Änderungsvorschläge des Bundesrats zum Selbstbestimmungsgesetz
Am Entwurf der Bundesregierung für ein Selbstbestimmungsgesetz wünschte sich der Bundesrat eine Reihe von Änderungen. Besonders kritisch wird die Möglichkeit einer potenziellen Diskriminierung von trans- oder intergeschlechtlichen Personen durch das Hausrecht gesehen. Der Gesetzentwurf der Ampel-Regierung sieht vor, dass künftig jeder Mensch in Deutschland sein Geschlecht und seinen Vornamen selbst festlegen und in einem einfacheren Verfahren als bisher beim Standesamt ändern kann.
Keine grundsätzlichen Bedenken beim neuen Namensrecht
Gegen die von der Bundesregierung geplante Liberalisierung des Namensrechts äußerte der Bundesrat keine grundsätzlichen Bedenken. Er regte allerdings an, in den Regelungen, in denen es ausschließlich um den "Familiennamen" gehe, dies auch entsprechend zu formulieren und im Gesetzestext nicht allgemein von "Namen" zu sprechen. Die Reform ermöglicht künftig beispielsweise das Führen eines gemeinsamen Doppelnamens durch Ehepartner und ihre Kinder.
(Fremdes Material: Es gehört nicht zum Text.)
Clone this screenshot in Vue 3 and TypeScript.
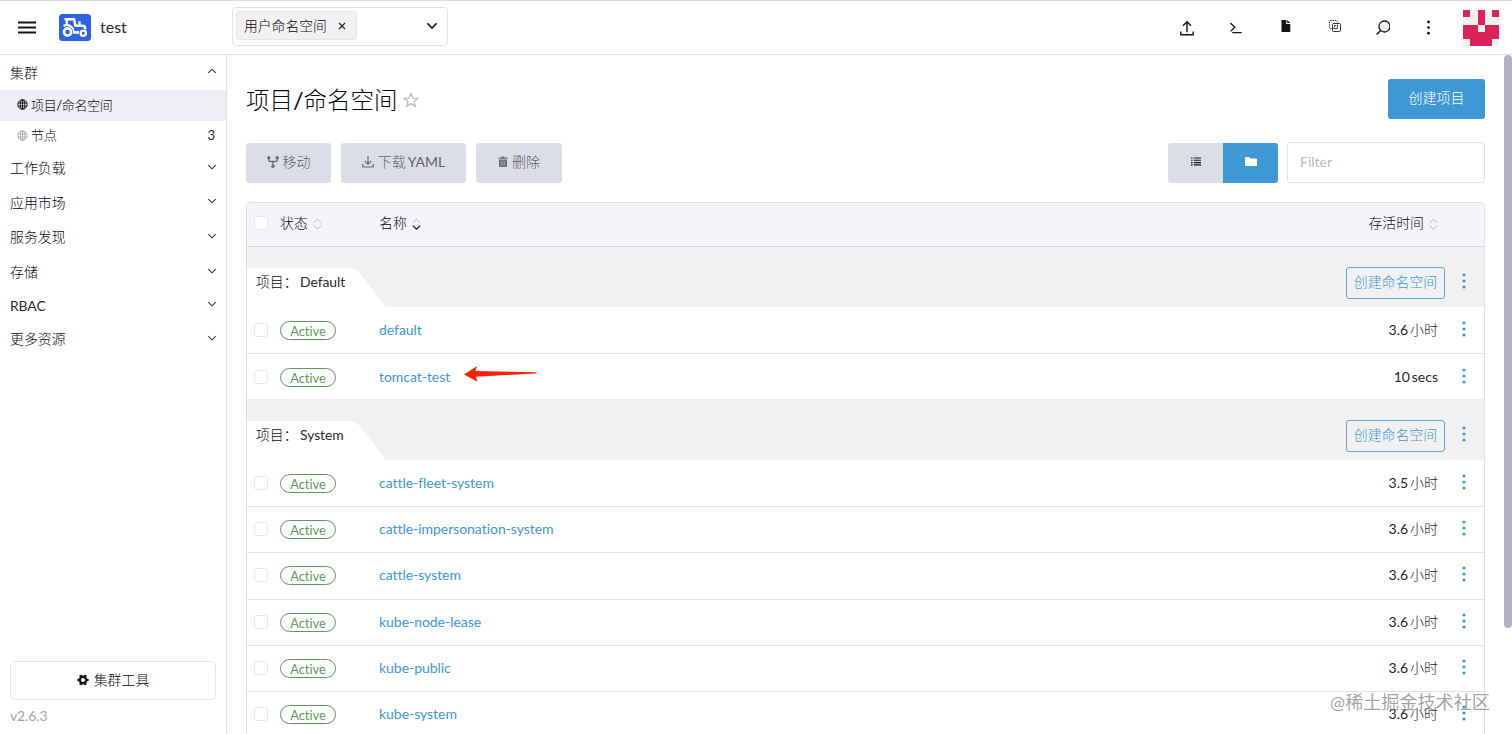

Härtere Strafen für extremistische Chat-Einträge Staatsbediensteter
Ein Vorschlag des Bundesrats sieht vor, die Beteiligung an Chatgruppen mit extremistischen Inhalten im öffentlichen Dienst stärker zu bestrafen. In der Vergangenheit fielen damit bisweilen Beamte wie Polizistinnen und Polizisten oder Soldatinnen und Soldaten negativ auf. Nach dem aktuellen Recht ist es schwer, diese zu bestrafen. Deshalb schlug der Bundesrat vor, dass es schon eine Straftat sein soll, wenn solche Inhalte in einem Chat geteilt werden und das Vertrauen in den Staat beschädigt wird. Es muss nicht bewiesen werden, dass jemand die Inhalte wirklich verbreiten wollte.